Virtues and Vices
70. Boys Trained Into Manhood: Dress, Work, Bearing, and the School of St. Joseph
A gate in the exiled city.
"And Jesus himself was beginning about the age of thirty years." - Luke 3:23
Boys do not become men by accident. They must be trained toward manhood in dress, work, bearing, speech, self-command, and holy seriousness. If this formation is neglected, the result is often not harmless immaturity, but prolonged boyishness that later weakens husbandhood, fatherhood, and authority.
That is why St. Joseph matters so much. He gives boys a masculine image not of noise, swagger, or vanity, but of obedient strength, hidden labor, gravity, and protective presence.

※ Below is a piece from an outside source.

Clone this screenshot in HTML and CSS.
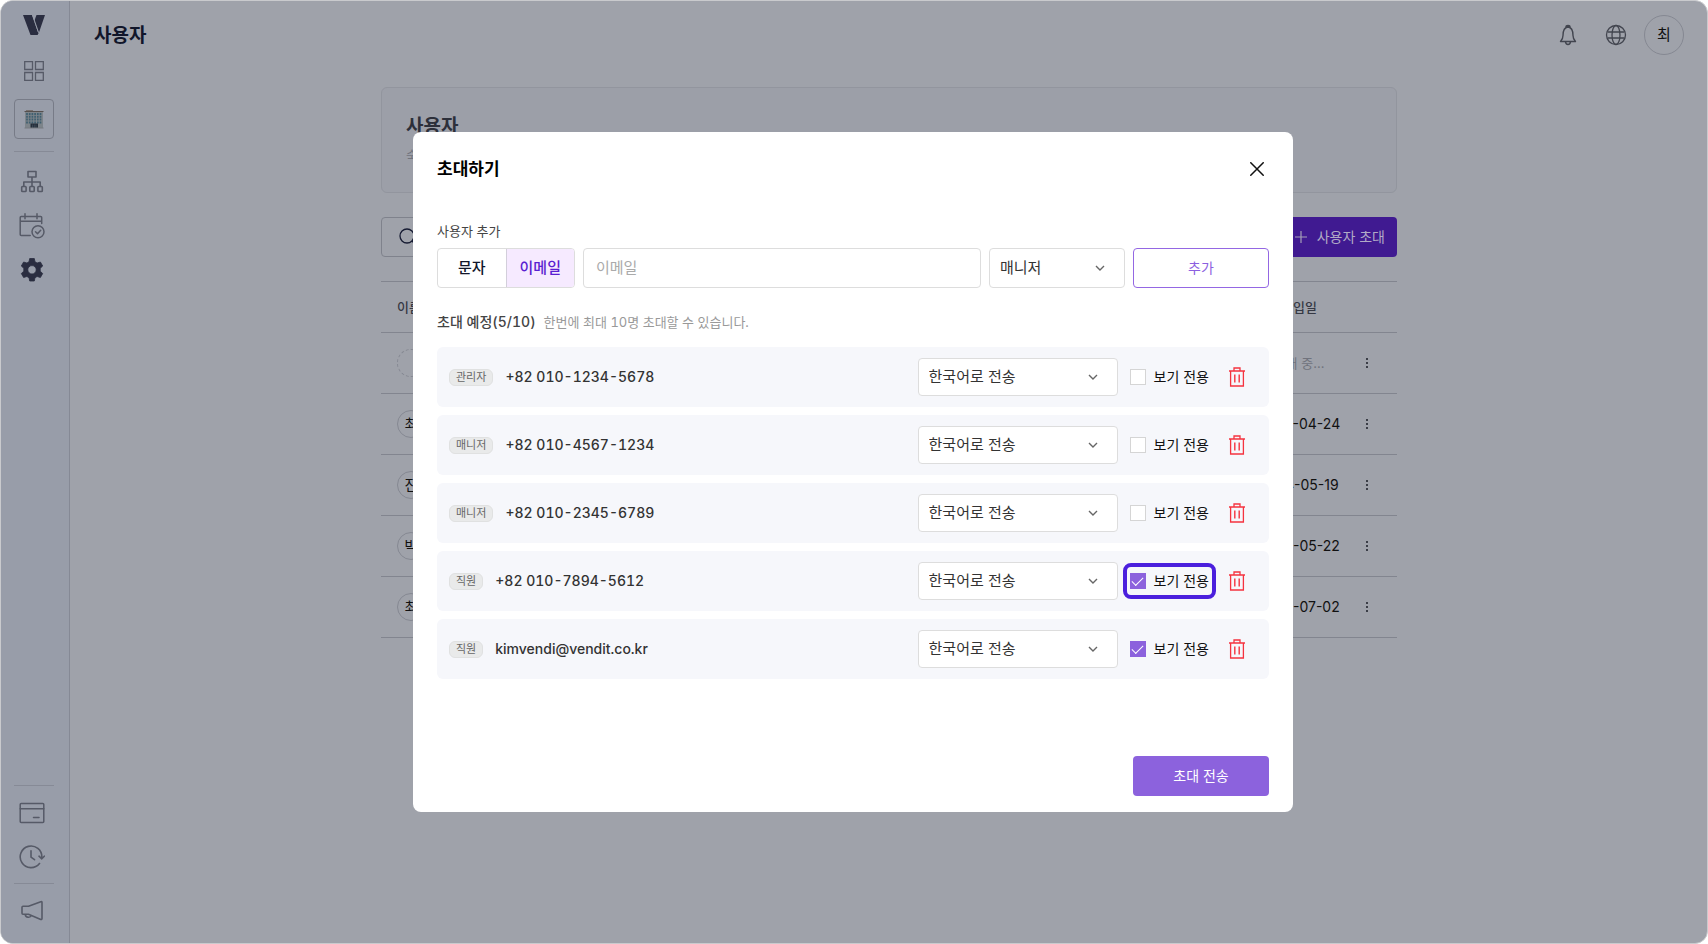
FILE: index.html
```html
<!DOCTYPE html>
<html lang="ko">

<head>
    <meta charset="UTF-8">
    <meta name="viewport" content="width=device-width, initial-scale=1.0">
    <title>사용자</title>
    <link rel="stylesheet" href="styles.css">
</head>

<body>
    <!-- shared icons -->
    <svg class="icon-defs" width="0" height="0">
        <symbol id="chevron" viewBox="0 0 10 6">
            <path d="M1 1l4 4 4-4" fill="none" stroke="#666" stroke-width="1.4" />
        </symbol>
        <symbol id="trash" viewBox="0 0 16 20">
            <path d="M0 4h16M5 3.5V1h6v2.500M1.600 4v15h12.800V4" fill="none" stroke="#f5333f" stroke-width="1.300" />
            <path d="M5.800 7.500v8M10.200 7.500v8" fill="none" stroke="#f5333f" stroke-width="1.400" />
        </symbol>
        <symbol id="dots" viewBox="0 0 4 12">
            <path d="M1 1h2v2H1zM1 5h2v2H1zM1 9h2v2H1z" fill="#3b3e47" />
        </symbol>
    </svg>

    <div class="app">
        <nav class="sidebar">
            <div class="nav-group">
                <a href="#" class="logo" aria-label="홈">
                    <svg width="22" height="20" viewBox="0 0 22 20">
                        <path d="M0 0h9l4.500 13L15.500 18.500 14.500 20H7.500z" fill="#2a2d40" />
                        <path d="M13.500 0H22L15.800 18 11.300 6z" fill="#2a2d40" />
                        <path d="M9.500 0l6 17.500" stroke="#989da9" stroke-width="1" />
                    </svg>
                </a>
                <a href="#" class="nav-dashboard" aria-label="대시보드">
                    <svg width="20" height="20" viewBox="0 0 20 20" fill="none" stroke="#565a67" stroke-width="1.300">
                        <path d="M.7.7h7.800v7.800H.7zM11.500.7h7.800v7.800h-7.800zM.7 11.500h7.800v7.800H.7zM11.500 11.500h7.800v7.800h-7.800z" />
                    </svg>
                </a>
                <a href="#" class="nav-building" aria-label="숙소">
                    <svg width="20" height="20" viewBox="0 0 20 20">
                        <path d="M2 1h7v1H2z" fill="#77706e" />
                        <path d="M1 2.500h18V19H1z" fill="#7d848a" />
                        <path d="M.5 2h19v1H.5z" fill="#56504e" />
                        <path d="M3 4v11M5.700 4v11M8.400 4v11M11.100 4v11M13.800 4v11M16.500 4v11" stroke="#3f5f70" stroke-width="1.700" stroke-dasharray="2 .8" />
                        <path d="M6.500 14.500h7.500V19H6.500z" fill="#252e3a" />
                        <path d="M8.500 15.500V19M10.300 15.500V19M12 15.500V19" stroke="#53616e" stroke-width=".5" />
                        <path d="M.5 19h19" stroke="#777a80" stroke-width="1" />
                    </svg>
                </a>
                <hr>
                <a href="#" class="nav-link" aria-label="조직">
                    <svg width="26" height="26" viewBox="0 0 26 26" fill="none" stroke="#565a67" stroke-width="1.600" stroke-linejoin="round">
                        <path d="M9 2.500h8V8H9zM13 8v9M4.800 17.500v-4.500h16.400v4.500" />
                        <rect x="2.700" y="17.500" width="4.400" height="5" rx=".8" />
                        <rect x="10.800" y="17.500" width="4.400" height="5" rx=".8" />
                        <rect x="18.900" y="17.500" width="4.400" height="5" rx=".8" />
                    </svg>
                </a>
                <a href="#" class="nav-link" aria-label="예약">
                    <svg width="26" height="26" viewBox="0 0 26 26" fill="none" stroke="#565a67" stroke-width="1.500" stroke-linecap="round" stroke-linejoin="round">
                        <path d="M22.700 10.500V4.500q0-1-1-1H2.200q-1 0-1 1v17q0 1 1 1h9M1.200 8.300h21.500M6 .8v5M18 .8v5" />
                        <circle cx="19" cy="18.700" r="6" />
                        <path d="M16.500 18.700l2 2 3.200-3.500" />
                    </svg>
                </a>
                <a href="#" class="nav-link" aria-label="설정">
                    <svg width="26" height="26" viewBox="0 0 26 26">
                        <path d="M10.700 1.500h4.600l.7 3.300 2.100 1.200 3.300-1 2.300 4-2.500 2.300v2.900l2.500 2.300-2.300 4-3.300-1-2.100 1.200-.7 3.300h-4.600l-.7-3.300-2.100-1.200-3.300 1-2.300-4 2.500-2.300v-2.900L2.300 9l2.300-4 3.300 1L10 4.800zM13 8.600a4.200 4.200 0 1 0 0 8.400 4.200 4.200 0 0 0 0-8.400z" fill="#2a2d40" stroke="#2a2d40" stroke-width=".8" stroke-linejoin="round" fill-rule="evenodd" />
                    </svg>
                </a>
            </div>
            <div class="nav-group nav-bottom">
                <hr>
                <a href="#" class="nav-link" aria-label="결제">
                    <svg width="26" height="26" viewBox="0 0 26 26" fill="none" stroke="#565a67" stroke-width="1.500" stroke-linecap="round">
                        <rect x="1.200" y="3.500" width="23.600" height="19" rx="1" />
                        <path d="M1.200 8.700h23.600M14.500 17.500h5.500" />
                    </svg>
                </a>
                <a href="#" class="nav-link" aria-label="이력">
                    <svg width="26" height="26" viewBox="0 0 26 26" fill="none" stroke="#565a67" stroke-width="1.600" stroke-linecap="round" stroke-linejoin="round">
                        <path d="M20.500 19.500A10.800 10.800 0 1 1 22.800 13.500M20 12.200l2.800 2.600 2.500-2.600M12 6.800v6.400l3.500 2.500" />
                    </svg>
                </a>
                <hr>
                <a href="#" class="nav-link" aria-label="공지">
                    <svg width="26" height="26" viewBox="0 0 26 26" fill="none" stroke="#565a67" stroke-width="1.600" stroke-linejoin="round">
                        <path d="M3 9.200q0-1 1-1H9.500L21.800 3.700q1.200-.3 1.200.8v16q0 1.200-1.200.9L9.500 16.200H4q-1 0-1-1z" />
                        <path d="M6.200 16.300a3.300 3.300 0 0 0 6.300 1" />
                    </svg>
                </a>
            </div>
        </nav>

        <div class="page">
            <header class="topbar">
                <h1>사용자</h1>
                <div class="topbar-actions">
                    <button type="button" class="icon-button" aria-label="알림">
                        <svg width="24" height="24" viewBox="0 0 24 24" fill="none" stroke="#42454f" stroke-width="1.400" stroke-linejoin="round">
                            <path d="M4.500 18.500q2.500-2.500 2.500-6 0-8 5-8.500 5 .5 5 8.500 0 3.500 2.500 6zM10 4.200q0-1.700 2-1.700t2 1.700M9.500 19q.5 2.500 2.500 2.500t2.500-2.500" />
                        </svg>
                    </button>
                    <button type="button" class="icon-button" aria-label="언어">
                        <svg width="24" height="24" viewBox="0 0 24 24" fill="none" stroke="#42454f" stroke-width="1.300">
                            <circle cx="12" cy="12" r="9.500" />
                            <ellipse cx="12" cy="12" rx="4" ry="9.500" />
                            <path d="M3.500 9h17M3.500 15h17" />
                        </svg>
                    </button>
                    <button type="button" class="profile">최</button>
                </div>
            </header>

            <main class="content">
                <section class="intro">
                    <h2>사용자</h2>
                    <p>숙소 사용자를 초대하고 관리할 수 있습니다.</p>
                </section>

                <div class="toolbar">
                    <label class="search">
                        <svg width="18" height="18" viewBox="0 0 18 18" fill="none" stroke="#171c33" stroke-width="1.300">
                            <circle cx="8" cy="8" r="7" />
                            <path d="M13 13l4 4" />
                        </svg>
                        <input type="text" aria-label="검색">
                    </label>
                    <button type="button" class="invite-button">
                        <svg width="12" height="12" viewBox="0 0 12 12" stroke="#a5a0b8" stroke-width="1.200">
                            <path d="M0 6h12M6 0v12" />
                        </svg>
                        사용자 초대
                    </button>
                </div>

                <table class="users">
                    <thead>
                        <tr>
                            <th>이름</th>
                            <th class="date">가입일</th>
                            <th class="more"></th>
                        </tr>
                    </thead>
                    <tbody>
                        <tr>
                            <td><span class="avatar pending"></span></td>
                            <td class="date waiting">초대 중...</td>
                            <td class="more"><button type="button" aria-label="더보기"><svg width="4" height="12"><use href="#dots" /></svg></button></td>
                        </tr>
                        <tr>
                            <td><span class="avatar">최</span></td>
                            <td class="date">2024-04-24</td>
                            <td class="more"><button type="button" aria-label="더보기"><svg width="4" height="12"><use href="#dots" /></svg></button></td>
                        </tr>
                        <tr>
                            <td><span class="avatar">진</span></td>
                            <td class="date">2024-05-19</td>
                            <td class="more"><button type="button" aria-label="더보기"><svg width="4" height="12"><use href="#dots" /></svg></button></td>
                        </tr>
                        <tr>
                            <td><span class="avatar">박</span></td>
                            <td class="date">2024-05-22</td>
                            <td class="more"><button type="button" aria-label="더보기"><svg width="4" height="12"><use href="#dots" /></svg></button></td>
                        </tr>
                        <tr>
                            <td><span class="avatar">최</span></td>
                            <td class="date">2024-07-02</td>
                            <td class="more"><button type="button" aria-label="더보기"><svg width="4" height="12"><use href="#dots" /></svg></button></td>
                        </tr>
                    </tbody>
                </table>
            </main>
        </div>
    </div>

    <div class="overlay">
        <div class="modal" role="dialog" aria-labelledby="modal-title">
            <div class="modal-header">
                <h2 id="modal-title">초대하기</h2>
                <button type="button" class="icon-button" aria-label="닫기">
                    <svg width="14" height="14" viewBox="0 0 14 14" stroke="#111" stroke-width="1.500">
                        <path d="M.3.300l13.400 13.400M13.700.300L.3 13.700" />
                    </svg>
                </button>
            </div>

            <label class="field-label" for="email">사용자 추가</label>
            <div class="add-row">
                <div class="toggle">
                    <button type="button">문자</button>
                    <button type="button" class="active">이메일</button>
                </div>
                <input type="text" id="email" class="email" placeholder="이메일">
                <div class="select role">
                    <select aria-label="권한">
                        <option>매니저</option>
                        <option>관리자</option>
                        <option>직원</option>
                    </select>
                    <svg width="10" height="6"><use href="#chevron" /></svg>
                </div>
                <button type="button" class="add-button">추가</button>
            </div>

            <p class="summary"><strong>초대 예정(5/10)</strong><span>한번에 최대 10명 초대할 수 있습니다.</span></p>

            <ul class="invites">
                <li>
                    <span class="badge">관리자</span>
                    <span class="contact">+82 010-1234-5678</span>
                    <div class="select">
                        <select aria-label="전송 언어">
                            <option>한국어로 전송</option>
                        </select>
                        <svg width="10" height="6"><use href="#chevron" /></svg>
                    </div>
                    <label class="view-only"><input type="checkbox">보기 전용</label>
                    <button type="button" class="delete" aria-label="삭제"><svg width="16" height="20"><use href="#trash" /></svg></button>
                </li>
                <li>
                    <span class="badge">매니저</span>
                    <span class="contact">+82 010-4567-1234</span>
                    <div class="select">
                        <select aria-label="전송 언어">
                            <option>한국어로 전송</option>
                        </select>
                        <svg width="10" height="6"><use href="#chevron" /></svg>
                    </div>
                    <label class="view-only"><input type="checkbox">보기 전용</label>
                    <button type="button" class="delete" aria-label="삭제"><svg width="16" height="20"><use href="#trash" /></svg></button>
                </li>
                <li>
                    <span class="badge">매니저</span>
                    <span class="contact">+82 010-2345-6789</span>
                    <div class="select">
                        <select aria-label="전송 언어">
                            <option>한국어로 전송</option>
                        </select>
                        <svg width="10" height="6"><use href="#chevron" /></svg>
                    </div>
                    <label class="view-only"><input type="checkbox">보기 전용</label>
                    <button type="button" class="delete" aria-label="삭제"><svg width="16" height="20"><use href="#trash" /></svg></button>
                </li>
                <li>
                    <span class="badge">직원</span>
                    <span class="contact">+82 010-7894-5612</span>
                    <div class="select">
                        <select aria-label="전송 언어">
                            <option>한국어로 전송</option>
                        </select>
                        <svg width="10" height="6"><use href="#chevron" /></svg>
                    </div>
                    <label class="view-only highlight"><input type="checkbox" checked>보기 전용</label>
                    <button type="button" class="delete" aria-label="삭제"><svg width="16" height="20"><use href="#trash" /></svg></button>
                </li>
                <li>
                    <span class="badge">직원</span>
                    <span class="contact">kimvendi@vendit.co.kr</span>
                    <div class="select">
                        <select aria-label="전송 언어">
                            <option>한국어로 전송</option>
                        </select>
                        <svg width="10" height="6"><use href="#chevron" /></svg>
                    </div>
                    <label class="view-only"><input type="checkbox" checked>보기 전용</label>
                    <button type="button" class="delete" aria-label="삭제"><svg width="16" height="20"><use href="#trash" /></svg></button>
                </li>
            </ul>

            <div class="modal-footer">
                <button type="button" class="send-button">초대 전송</button>
            </div>
        </div>
    </div>
</body>

</html>
```
FILE: styles.css
```css
* {
    box-sizing: border-box;
}

body {
    margin: 0;
    background: #fff;
    font-family: Inter, "Noto Sans CJK KR", sans-serif;
    font-size: 15px;
    line-height: 22px;
    color: #111;
}

h1,
h2,
p,
ul {
    margin: 0;
    padding: 0;
}

button,
input,
select {
    font: inherit;
    color: inherit;
}

button {
    padding: 0;
    border: none;
    background: none;
    cursor: pointer;
}

svg {
    display: block;
}

.icon-defs {
    position: absolute;
}

.icon-button {
    display: flex;
    align-items: center;
    justify-content: center;
    width: 24px;
    height: 24px;
}

/* page */
.app {
    display: flex;
    min-height: 100vh;
    border: 1px solid #c9cacd;
    border-radius: 13px;
    background: #9fa2aa;
    overflow: hidden;
}

.sidebar {
    display: flex;
    flex-direction: column;
    justify-content: space-between;
    width: 69px;
    padding: 14px 15px 10px 13px;
    background: #989da9;
    border-right: 1px solid #858995;
}

.nav-group {
    display: flex;
    flex-direction: column;
}

.nav-group hr {
    width: 100%;
    height: 1px;
    margin: 12px 0 8px;
    border: none;
    background: #868a96;
}

.nav-bottom hr {
    margin: 4px 0 5px;
}

.nav-link {
    display: flex;
    align-items: center;
    height: 44px;
    padding-left: 5px;
}

.logo {
    align-self: center;
}

.nav-dashboard {
    align-self: center;
    margin: 26px 0 18px;
}

.nav-building {
    display: flex;
    align-items: center;
    justify-content: center;
    width: 40px;
    height: 40px;
    border: 1px solid #777b87;
    border-radius: 4px;
}

.page {
    flex: 1;
    padding: 14px 23px 0 24px;
}

.topbar {
    display: flex;
    align-items: center;
    justify-content: space-between;
    height: 40px;
}

.topbar h1 {
    padding-top: 2px;
    font-size: 19px;
    font-weight: 700;
    color: #11162a;
}

.topbar-actions {
    display: flex;
    align-items: center;
    gap: 24px;
}

.profile {
    width: 40px;
    height: 40px;
    margin-left: -8px;
    border: 1px solid #858892;
    border-radius: 50%;
}

.content {
    max-width: 1016px;
    margin: 32px auto 0;
}

.intro {
    height: 106px;
    padding: 27px 24px;
    border: 1px solid #92959e;
    border-radius: 6px;
    background: #9c9fa8;
}

.intro h2 {
    font-size: 19px;
    font-weight: 700;
    line-height: 24px;
    color: #2c2f3a;
}

.intro p {
    margin-top: 5px;
    font-size: 13px;
    color: #70737d;
}

.toolbar {
    display: flex;
    justify-content: space-between;
    margin: 24px 0;
}

.search {
    display: flex;
    align-items: center;
    width: 300px;
    height: 40px;
    padding: 0 17px;
    border: 1px solid #7f828c;
    border-radius: 4px;
}

.search input {
    flex: 1;
    min-width: 0;
    border: none;
    background: none;
}

.invite-button {
    display: flex;
    align-items: center;
    gap: 10px;
    height: 40px;
    padding: 0 12px;
    border-radius: 4px;
    background: #401a91;
    font-size: 14px;
    color: #b1aac6;
}

.users {
    width: 100%;
    table-layout: fixed;
    border-collapse: collapse;
    border-top: 1px solid #82858f;
    font-size: 14px;
}

.users tr {
    border-bottom: 1px solid #82858f;
}

.users th {
    height: 51px;
    padding: 0 16px;
    font-size: 13px;
    font-weight: 500;
    text-align: left;
    color: #363944;
}

.users td {
    height: 61px;
    padding: 0 16px;
}

.users .date {
    width: 92px;
    padding: 0;
    text-align: center;
    white-space: nowrap;
}

.users .waiting {
    font-size: 13px;
    color: #70737d;
}

.users .more {
    width: 52px;
    padding: 0 8px 0 0;
}

.users .more button {
    display: block;
    margin: 0 auto;
}

.avatar {
    display: flex;
    align-items: center;
    justify-content: center;
    width: 28px;
    height: 28px;
    border: 1px solid #858892;
    border-radius: 50%;
}

.avatar.pending {
    border-style: dashed;
}

/* invite modal */
.overlay {
    position: fixed;
    inset: 0;
    display: flex;
    align-items: center;
    justify-content: center;
    padding-right: 2px;
}

.modal {
    display: flex;
    flex-direction: column;
    width: 880px;
    max-width: 100%;
    min-height: 680px;
    padding: 25px 24px 16px;
    border-radius: 8px;
    background: #fff;
}

.modal-header {
    display: flex;
    align-items: center;
    justify-content: space-between;
}

.modal-header h2 {
    font-size: 17px;
    font-weight: 700;
    line-height: 24px;
    color: #000;
}

.field-label {
    margin: 40px 0 7px;
    font-size: 13px;
    line-height: 20px;
    color: #444;
}

.add-row {
    display: flex;
    gap: 8px;
    height: 40px;
}

.toggle {
    display: flex;
    width: 138px;
    border: 1px solid #ddd;
    border-radius: 4px;
    overflow: hidden;
}

.toggle button {
    flex: 1;
    font-weight: 500;
    color: #11162a;
}

.toggle .active {
    border-left: 1px solid #d3cfdb;
    background: #f6eaff;
    color: #5a1fd1;
}

.email {
    flex: 1;
    min-width: 0;
    padding: 0 12px;
    border: 1px solid #ddd;
    border-radius: 4px;
}

.email::placeholder {
    color: #aaa;
}

.select {
    position: relative;
    width: 200px;
    height: 38px;
}

.select select {
    width: 100%;
    height: 100%;
    padding: 0 10px;
    border: 1px solid #ddd;
    border-radius: 4px;
    background: #fff;
    color: #333;
    appearance: none;
}

.select svg {
    position: absolute;
    top: 50%;
    right: 20px;
    margin-top: -3px;
    pointer-events: none;
}

.select.role {
    width: 136px;
    height: 40px;
}

.add-button {
    width: 136px;
    border: 1px solid #9467e3;
    border-radius: 4px;
    font-size: 14px;
    color: #8c5fe0;
}

.summary {
    display: flex;
    gap: 8px;
    margin: 23px 0 14px;
    font-size: 13px;
    font-variant-numeric: tabular-nums;
    color: #999;
}

.summary strong {
    font-size: 14px;
    font-weight: 500;
    color: #444;
}

.invites {
    display: flex;
    flex-direction: column;
    gap: 8px;
    list-style: none;
}

.invites li {
    display: flex;
    align-items: center;
    height: 60px;
    padding: 0 24px 0 12px;
    border-radius: 6px;
    background: #f6f7fb;
}

.badge {
    padding: 0 6px;
    border: 1px solid #e0e1e1;
    border-radius: 6px;
    background: #e9eaea;
    font-size: 11px;
    line-height: 15px;
    color: #666;
}

.contact {
    flex: 1;
    margin-left: 12px;
    font-size: 14px;
    font-weight: 500;
    font-variant-numeric: tabular-nums;
    color: #333;
}

.view-only {
    display: flex;
    align-items: center;
    gap: 8px;
    margin: 0 20px 0 12px;
    border-radius: 1px;
    font-size: 14px;
    color: #111;
}

.view-only.highlight {
    outline: 4px solid #4b1fdd;
    outline-offset: 3px;
}

.view-only input {
    display: flex;
    align-items: center;
    justify-content: center;
    width: 16px;
    height: 16px;
    margin: 0;
    border: 1px solid #d5d5d5;
    background: #fff;
    appearance: none;
}

.view-only input:checked {
    border-color: #8c62dd;
    background: #8c62dd;
}

.view-only input:checked::before {
    content: "";
    width: 10px;
    height: 5px;
    margin-bottom: 3px;
    border-left: 1px solid #fff;
    border-bottom: 1px solid #fff;
    transform: rotate(-45deg);
}

.modal-footer {
    display: flex;
    justify-content: flex-end;
    margin-top: auto;
}

.send-button {
    width: 136px;
    height: 40px;
    border-radius: 4px;
    background: #8c62dd;
    font-size: 14px;
    color: #fff;
}
```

Modern culture often assumes that manhood will somehow arise on its own, or that masculinity consists mainly in appetite, aggression, amusement, or self-assertion. Catholic wisdom says otherwise. A boy must be formed. He must learn to obey, endure, work, speak cleanly, dress with some dignity, and carry himself as one meant for duty rather than perpetual play.
Without this formation, age alone produces not maturity but an older boy.
Dress and bearing matter early. A boy learns from what he is permitted to admire, wear, imitate, and excuse. If he is continually encouraged toward sloppiness, self-display, childish branding, and restless silliness, then his outward habits will help fix inward disorder.
The point is not stiffness or vanity in reverse. It is training. A boy should be taught that his body and presentation are not morally irrelevant. He is learning how to appear before God, family, work, and the world as someone being prepared for manhood.
Work is also crucial. Boys should be given real duties, not merely diversions and managed stimulation. Work teaches endurance, usefulness, patience, and the habit of carrying weight. It helps rescue the soul from the illusion that life is chiefly for entertainment.
This is one reason St. Joseph is so important. He sanctifies labor not by making it glamorous, but by making it faithful. Boys need to see and practice that line early.
Boys should also be trained out of the assumption that constant joking, noise, and foolishness are the marks of healthy masculinity. Play has its place. But a boy should gradually learn to shift from playfulness into gravity, from chatter into measured speech, and from restlessness into steadiness.
If he does not, he will often carry levity into manhood and be unable to bear serious things with proportion.
The modern world is deeply hostile to this formation. It gives boys screens instead of work, brands instead of dignity, amusement instead of discipline, and peer culture instead of fathers. Then it wonders why men become weak, unserious, and hard to rely upon.
Catholic homes must therefore train differently:
- require useful work;
- expect cleaner dress and bearing;
- govern speech and joking;
- honor St. Joseph openly;
- and teach boys that growing up is good, not oppressive.
Boys are trained into manhood by repeated formation in dress, work, bearing, and self-command. St. Joseph gives the pattern: hidden, grave, obedient, laboring, and protective.
If Catholic homes do not train boys toward that form, the world will gladly train them toward another. That is why this work cannot be postponed.
Footnotes
- Luke 3:23.
- St. John Chrysostom, On Vainglory and the Right Way for Parents to Bring Up Their Children; Fr. Francis Xavier Lasance, Catholic Boys' Guide; Roman Catechism, Part III, "The Fourth Commandment."
- Pope Leo XIII, Quamquam Pluries; Pope Benedict XV, Bonum Sane; Fr. Edward F. Garesche, St. Joseph.